Teachers know that young children trust what they see before what they count, so start with materials they can touch and move. Use concrete objects like blocks or drawings to make the abstract idea of scale visible. Avoid giving too much explanation upfront; instead, let confusion surface naturally during the activity, then guide students to resolve it through their own recounting. Research shows that when children correct their own graphs, the lesson sticks longer than when the teacher points out the error.

By the end of these activities, students will recognize when pictures or scales trick the eye and will use counting to verify what the graph really shows. They will explain in simple terms why a graph might look different from the actual numbers.
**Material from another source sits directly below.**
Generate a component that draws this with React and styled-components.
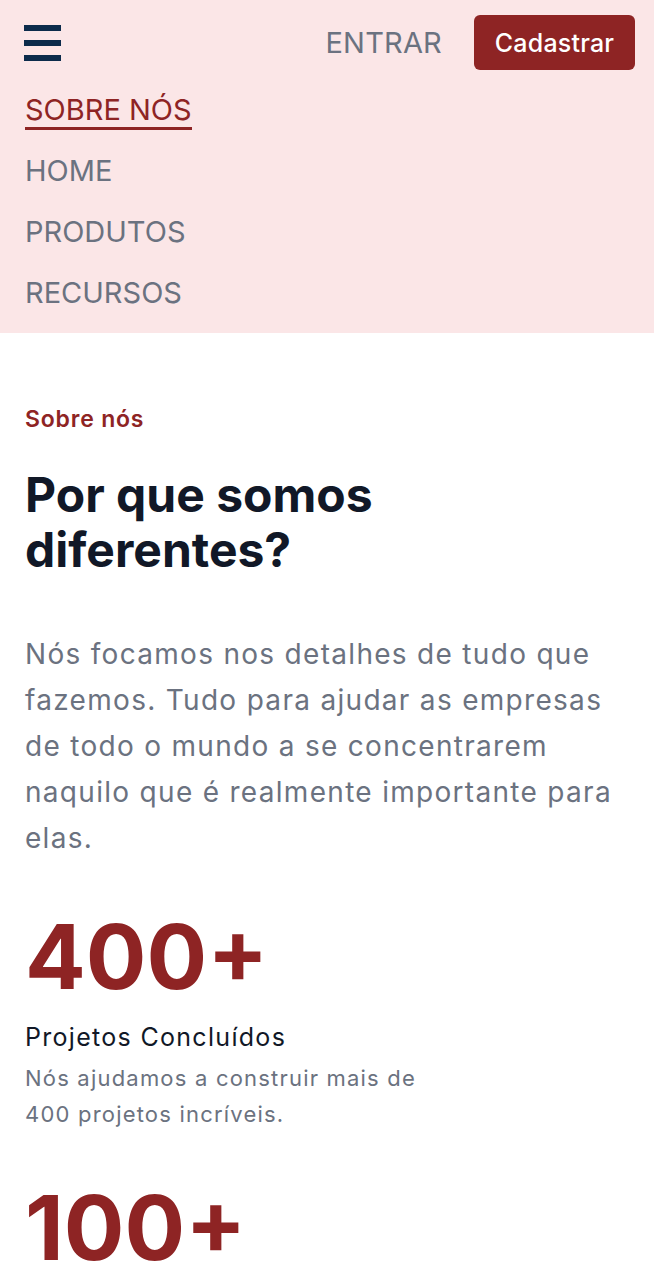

You will see students questioning graphs and fixing them with more honest scales or equal-sized pictures.


Watch Out for These Misconceptions

  • During Spot the Trick Pictures, watch for students who assume the larger picture shows more items without counting.

    Have them rebuild the graph using equal-sized pictures or blocks, then recount together to prove the total is the same regardless of picture size.

  • During Build and Fix Graphs, watch for students who do not start their y-axis at zero.

    Ask them to redraw the graph starting at zero and watch how the bar heights change, then compare it to their original version.

  • During Voting Chart Challenge, watch for students who believe any graph is honest just because it is drawn.

    After the vote, intentionally redraw one bar too tall and ask the class to spot the mistake and fix it with honest numbers.